___ Data in this exercise

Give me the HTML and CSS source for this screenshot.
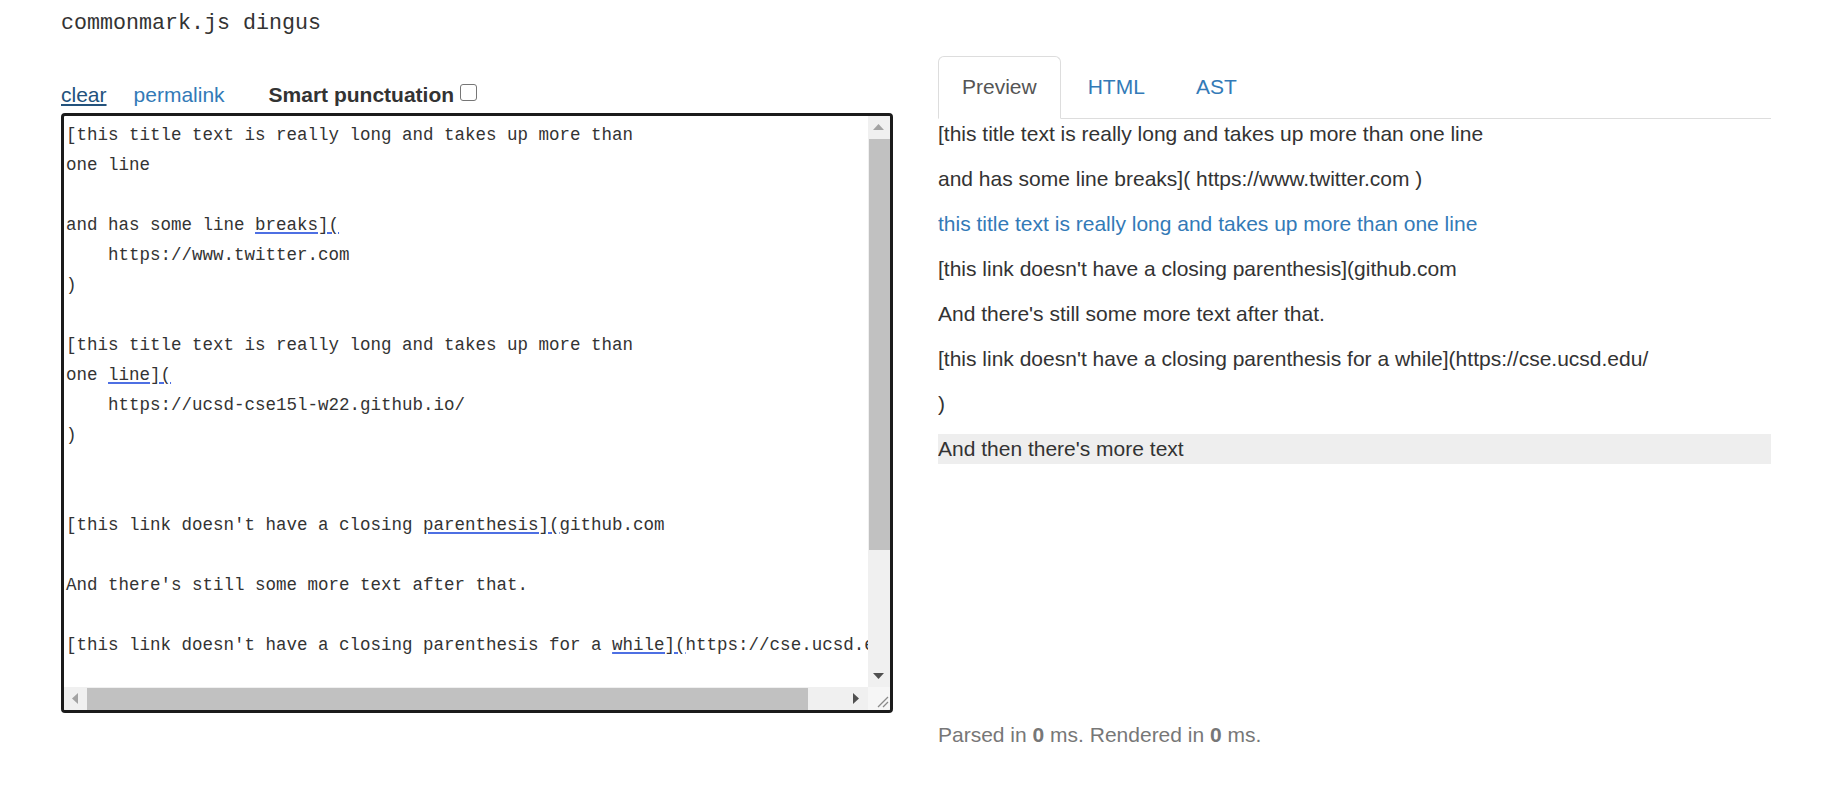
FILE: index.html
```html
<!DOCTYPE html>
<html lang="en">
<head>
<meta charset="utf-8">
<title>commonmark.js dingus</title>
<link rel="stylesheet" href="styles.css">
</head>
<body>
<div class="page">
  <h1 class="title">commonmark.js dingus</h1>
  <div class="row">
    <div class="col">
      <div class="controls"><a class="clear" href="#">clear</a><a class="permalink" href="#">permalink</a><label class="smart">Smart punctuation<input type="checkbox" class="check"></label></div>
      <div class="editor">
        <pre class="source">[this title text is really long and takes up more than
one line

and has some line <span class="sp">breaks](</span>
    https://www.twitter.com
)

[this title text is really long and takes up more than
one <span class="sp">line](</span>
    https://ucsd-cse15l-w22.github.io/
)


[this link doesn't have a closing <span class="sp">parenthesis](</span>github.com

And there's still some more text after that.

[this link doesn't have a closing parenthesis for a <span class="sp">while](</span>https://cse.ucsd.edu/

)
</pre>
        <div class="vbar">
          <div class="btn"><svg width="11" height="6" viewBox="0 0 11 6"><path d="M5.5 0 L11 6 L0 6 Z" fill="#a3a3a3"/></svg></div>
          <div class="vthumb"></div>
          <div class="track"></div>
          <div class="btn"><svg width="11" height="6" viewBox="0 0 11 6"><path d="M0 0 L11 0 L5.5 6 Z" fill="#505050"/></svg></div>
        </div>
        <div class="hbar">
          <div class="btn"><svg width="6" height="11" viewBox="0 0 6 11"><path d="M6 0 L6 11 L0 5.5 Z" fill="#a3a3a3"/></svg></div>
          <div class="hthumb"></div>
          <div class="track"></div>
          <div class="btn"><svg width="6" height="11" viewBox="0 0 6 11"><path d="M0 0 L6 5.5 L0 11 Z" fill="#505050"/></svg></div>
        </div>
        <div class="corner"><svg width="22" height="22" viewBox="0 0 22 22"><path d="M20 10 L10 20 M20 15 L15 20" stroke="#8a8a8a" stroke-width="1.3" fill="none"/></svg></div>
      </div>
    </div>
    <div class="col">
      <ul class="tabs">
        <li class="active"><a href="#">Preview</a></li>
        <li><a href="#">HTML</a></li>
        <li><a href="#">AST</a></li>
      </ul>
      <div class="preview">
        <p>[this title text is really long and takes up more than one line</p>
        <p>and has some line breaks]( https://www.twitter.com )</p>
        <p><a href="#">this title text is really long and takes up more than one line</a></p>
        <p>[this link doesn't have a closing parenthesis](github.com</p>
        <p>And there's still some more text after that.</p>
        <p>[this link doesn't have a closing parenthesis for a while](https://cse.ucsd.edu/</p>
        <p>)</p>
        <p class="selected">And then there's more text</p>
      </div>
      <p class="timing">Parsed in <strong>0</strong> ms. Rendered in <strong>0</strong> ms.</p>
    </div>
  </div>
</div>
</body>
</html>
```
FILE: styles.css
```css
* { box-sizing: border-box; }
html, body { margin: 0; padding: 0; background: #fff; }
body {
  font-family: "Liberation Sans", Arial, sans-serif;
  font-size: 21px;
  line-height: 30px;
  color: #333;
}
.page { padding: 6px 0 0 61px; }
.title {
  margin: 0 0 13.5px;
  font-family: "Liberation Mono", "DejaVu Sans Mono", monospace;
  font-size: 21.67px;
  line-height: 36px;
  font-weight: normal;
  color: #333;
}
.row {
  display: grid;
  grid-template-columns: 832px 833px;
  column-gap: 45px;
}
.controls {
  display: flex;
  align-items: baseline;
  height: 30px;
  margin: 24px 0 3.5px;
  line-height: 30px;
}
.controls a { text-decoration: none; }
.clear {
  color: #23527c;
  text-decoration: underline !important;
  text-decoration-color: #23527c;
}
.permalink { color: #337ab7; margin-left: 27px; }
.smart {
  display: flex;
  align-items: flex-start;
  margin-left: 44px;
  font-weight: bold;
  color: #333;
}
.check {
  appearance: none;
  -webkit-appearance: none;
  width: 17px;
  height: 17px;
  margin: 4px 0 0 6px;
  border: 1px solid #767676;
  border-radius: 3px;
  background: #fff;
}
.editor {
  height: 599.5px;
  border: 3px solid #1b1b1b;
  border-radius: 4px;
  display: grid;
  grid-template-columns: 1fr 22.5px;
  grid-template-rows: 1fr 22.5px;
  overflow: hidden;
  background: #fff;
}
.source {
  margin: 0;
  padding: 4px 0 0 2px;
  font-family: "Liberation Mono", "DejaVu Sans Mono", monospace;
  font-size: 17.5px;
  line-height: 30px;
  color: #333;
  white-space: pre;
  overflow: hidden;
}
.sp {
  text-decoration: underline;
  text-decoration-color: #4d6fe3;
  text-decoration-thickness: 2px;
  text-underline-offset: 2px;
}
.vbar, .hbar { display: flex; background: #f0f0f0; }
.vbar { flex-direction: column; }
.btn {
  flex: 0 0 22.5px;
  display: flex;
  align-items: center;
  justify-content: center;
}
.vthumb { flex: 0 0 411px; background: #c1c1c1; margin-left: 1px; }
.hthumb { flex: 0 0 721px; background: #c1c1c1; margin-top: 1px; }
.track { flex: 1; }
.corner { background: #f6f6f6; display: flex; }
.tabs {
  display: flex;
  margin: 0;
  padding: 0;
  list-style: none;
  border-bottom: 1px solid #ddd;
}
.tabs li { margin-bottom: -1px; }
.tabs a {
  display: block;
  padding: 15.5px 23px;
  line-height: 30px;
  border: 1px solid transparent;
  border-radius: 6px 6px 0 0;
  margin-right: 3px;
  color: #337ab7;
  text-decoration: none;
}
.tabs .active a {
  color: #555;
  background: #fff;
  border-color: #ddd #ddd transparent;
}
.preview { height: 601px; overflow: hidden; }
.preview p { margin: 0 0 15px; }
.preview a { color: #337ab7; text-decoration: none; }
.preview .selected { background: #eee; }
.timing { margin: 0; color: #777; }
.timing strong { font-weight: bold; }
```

______
___ Data in this exercise

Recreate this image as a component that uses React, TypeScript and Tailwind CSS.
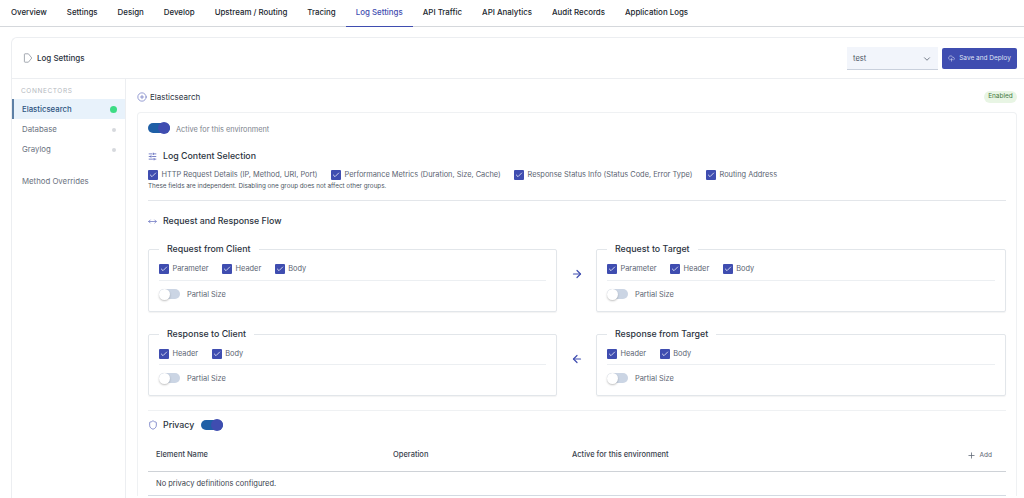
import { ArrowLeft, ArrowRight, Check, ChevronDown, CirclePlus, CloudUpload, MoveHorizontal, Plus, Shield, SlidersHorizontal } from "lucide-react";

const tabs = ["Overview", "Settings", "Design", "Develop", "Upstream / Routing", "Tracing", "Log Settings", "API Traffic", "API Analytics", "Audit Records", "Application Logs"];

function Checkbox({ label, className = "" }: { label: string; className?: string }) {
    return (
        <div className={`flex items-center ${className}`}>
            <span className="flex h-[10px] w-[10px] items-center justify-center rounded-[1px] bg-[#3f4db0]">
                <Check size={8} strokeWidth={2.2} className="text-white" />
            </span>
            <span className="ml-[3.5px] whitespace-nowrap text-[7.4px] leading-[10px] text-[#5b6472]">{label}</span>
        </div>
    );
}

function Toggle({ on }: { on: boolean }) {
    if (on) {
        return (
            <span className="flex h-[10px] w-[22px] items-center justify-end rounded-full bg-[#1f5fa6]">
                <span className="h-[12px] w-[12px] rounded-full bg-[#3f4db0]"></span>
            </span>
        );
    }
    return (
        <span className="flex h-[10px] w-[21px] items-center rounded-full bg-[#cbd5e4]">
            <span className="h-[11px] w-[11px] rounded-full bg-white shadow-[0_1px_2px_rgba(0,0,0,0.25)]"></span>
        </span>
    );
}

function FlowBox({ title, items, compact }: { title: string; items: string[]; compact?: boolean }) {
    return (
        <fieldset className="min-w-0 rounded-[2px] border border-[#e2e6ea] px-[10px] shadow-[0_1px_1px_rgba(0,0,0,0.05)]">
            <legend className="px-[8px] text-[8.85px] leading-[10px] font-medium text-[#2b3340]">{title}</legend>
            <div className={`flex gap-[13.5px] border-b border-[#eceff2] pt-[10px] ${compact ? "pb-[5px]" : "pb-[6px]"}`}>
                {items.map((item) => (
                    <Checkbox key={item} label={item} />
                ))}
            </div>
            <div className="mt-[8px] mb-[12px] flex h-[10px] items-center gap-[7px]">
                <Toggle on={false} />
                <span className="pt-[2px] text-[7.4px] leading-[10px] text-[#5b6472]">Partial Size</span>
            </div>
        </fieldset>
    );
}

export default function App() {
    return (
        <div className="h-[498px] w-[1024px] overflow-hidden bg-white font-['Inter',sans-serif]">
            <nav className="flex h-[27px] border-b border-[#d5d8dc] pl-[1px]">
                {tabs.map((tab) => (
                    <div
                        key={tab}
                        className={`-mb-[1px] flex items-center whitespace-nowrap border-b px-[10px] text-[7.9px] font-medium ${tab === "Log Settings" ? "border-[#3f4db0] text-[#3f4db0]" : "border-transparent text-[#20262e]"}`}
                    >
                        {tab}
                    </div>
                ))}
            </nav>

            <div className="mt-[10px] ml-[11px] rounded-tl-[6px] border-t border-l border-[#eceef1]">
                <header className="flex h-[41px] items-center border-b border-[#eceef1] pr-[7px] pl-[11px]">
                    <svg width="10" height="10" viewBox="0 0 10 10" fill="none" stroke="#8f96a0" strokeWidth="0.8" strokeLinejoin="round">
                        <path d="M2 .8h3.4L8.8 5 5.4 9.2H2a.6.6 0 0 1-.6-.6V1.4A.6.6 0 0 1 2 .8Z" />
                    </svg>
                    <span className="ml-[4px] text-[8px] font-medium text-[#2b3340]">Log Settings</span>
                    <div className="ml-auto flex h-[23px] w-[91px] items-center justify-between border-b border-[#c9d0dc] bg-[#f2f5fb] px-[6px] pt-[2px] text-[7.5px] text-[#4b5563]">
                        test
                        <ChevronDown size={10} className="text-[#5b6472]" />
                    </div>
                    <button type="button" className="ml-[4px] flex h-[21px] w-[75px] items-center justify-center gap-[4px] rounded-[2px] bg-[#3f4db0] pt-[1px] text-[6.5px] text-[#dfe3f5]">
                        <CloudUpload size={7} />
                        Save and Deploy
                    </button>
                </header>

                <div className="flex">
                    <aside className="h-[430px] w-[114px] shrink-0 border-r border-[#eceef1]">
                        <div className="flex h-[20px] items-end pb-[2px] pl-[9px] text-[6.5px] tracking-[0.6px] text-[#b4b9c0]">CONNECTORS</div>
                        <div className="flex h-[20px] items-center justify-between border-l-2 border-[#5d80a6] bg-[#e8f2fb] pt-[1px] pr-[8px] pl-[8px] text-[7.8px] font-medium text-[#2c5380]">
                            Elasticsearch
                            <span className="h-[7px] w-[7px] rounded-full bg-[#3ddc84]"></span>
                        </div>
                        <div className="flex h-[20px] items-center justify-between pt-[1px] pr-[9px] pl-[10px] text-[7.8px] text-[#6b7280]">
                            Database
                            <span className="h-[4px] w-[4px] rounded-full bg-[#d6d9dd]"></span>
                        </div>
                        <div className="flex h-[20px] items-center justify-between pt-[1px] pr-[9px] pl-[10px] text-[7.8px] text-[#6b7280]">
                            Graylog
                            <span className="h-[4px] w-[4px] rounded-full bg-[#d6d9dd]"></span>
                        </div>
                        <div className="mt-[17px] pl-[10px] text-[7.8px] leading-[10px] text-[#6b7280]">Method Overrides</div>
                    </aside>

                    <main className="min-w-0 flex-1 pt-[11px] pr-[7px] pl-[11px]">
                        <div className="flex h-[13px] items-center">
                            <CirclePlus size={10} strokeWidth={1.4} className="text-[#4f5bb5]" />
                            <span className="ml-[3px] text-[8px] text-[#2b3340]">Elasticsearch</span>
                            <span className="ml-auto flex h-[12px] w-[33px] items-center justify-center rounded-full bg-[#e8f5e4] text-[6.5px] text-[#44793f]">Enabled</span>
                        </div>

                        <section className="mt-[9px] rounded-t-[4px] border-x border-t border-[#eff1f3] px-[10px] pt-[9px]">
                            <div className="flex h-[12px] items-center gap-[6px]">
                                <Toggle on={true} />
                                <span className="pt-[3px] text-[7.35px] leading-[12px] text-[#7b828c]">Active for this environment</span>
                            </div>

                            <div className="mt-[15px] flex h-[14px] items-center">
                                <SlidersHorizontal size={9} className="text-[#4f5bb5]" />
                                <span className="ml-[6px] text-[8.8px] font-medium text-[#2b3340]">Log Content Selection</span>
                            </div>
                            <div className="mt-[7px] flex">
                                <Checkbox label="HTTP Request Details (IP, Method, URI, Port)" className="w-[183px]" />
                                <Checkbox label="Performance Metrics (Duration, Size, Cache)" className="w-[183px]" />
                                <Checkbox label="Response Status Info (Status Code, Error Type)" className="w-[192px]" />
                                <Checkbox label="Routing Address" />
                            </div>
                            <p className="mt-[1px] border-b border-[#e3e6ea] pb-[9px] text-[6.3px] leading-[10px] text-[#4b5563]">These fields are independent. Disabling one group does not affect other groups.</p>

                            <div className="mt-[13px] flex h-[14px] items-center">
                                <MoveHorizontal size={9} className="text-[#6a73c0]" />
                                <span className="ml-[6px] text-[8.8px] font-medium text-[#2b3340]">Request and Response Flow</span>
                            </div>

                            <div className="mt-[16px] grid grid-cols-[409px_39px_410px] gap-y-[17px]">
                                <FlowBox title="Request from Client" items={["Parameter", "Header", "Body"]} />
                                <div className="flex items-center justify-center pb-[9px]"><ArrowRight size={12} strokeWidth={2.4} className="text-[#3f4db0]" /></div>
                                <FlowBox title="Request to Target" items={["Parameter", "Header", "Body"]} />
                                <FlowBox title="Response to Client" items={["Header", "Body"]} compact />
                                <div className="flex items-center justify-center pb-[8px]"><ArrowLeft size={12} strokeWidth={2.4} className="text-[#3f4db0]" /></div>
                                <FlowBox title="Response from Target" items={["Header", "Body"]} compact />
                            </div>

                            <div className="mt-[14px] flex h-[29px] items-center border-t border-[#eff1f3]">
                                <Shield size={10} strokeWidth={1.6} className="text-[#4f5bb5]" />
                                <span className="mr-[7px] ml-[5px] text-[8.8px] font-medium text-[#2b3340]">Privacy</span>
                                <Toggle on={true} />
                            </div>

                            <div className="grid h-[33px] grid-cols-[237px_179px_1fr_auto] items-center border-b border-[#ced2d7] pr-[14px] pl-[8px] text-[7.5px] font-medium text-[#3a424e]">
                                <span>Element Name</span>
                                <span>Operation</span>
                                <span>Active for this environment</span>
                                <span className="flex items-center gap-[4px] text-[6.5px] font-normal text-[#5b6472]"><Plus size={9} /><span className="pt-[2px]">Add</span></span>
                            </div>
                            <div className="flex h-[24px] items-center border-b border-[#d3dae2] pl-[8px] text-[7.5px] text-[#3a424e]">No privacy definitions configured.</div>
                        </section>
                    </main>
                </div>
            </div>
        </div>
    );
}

______

**What to work on:** Show all lines in the entries above where the word "that" appears.

**Reply:**
And there's still some more text after that.
        <p>And there's still some more text after that.</p>
Recreate this image as a component that uses React, TypeScript and Tailwind CSS.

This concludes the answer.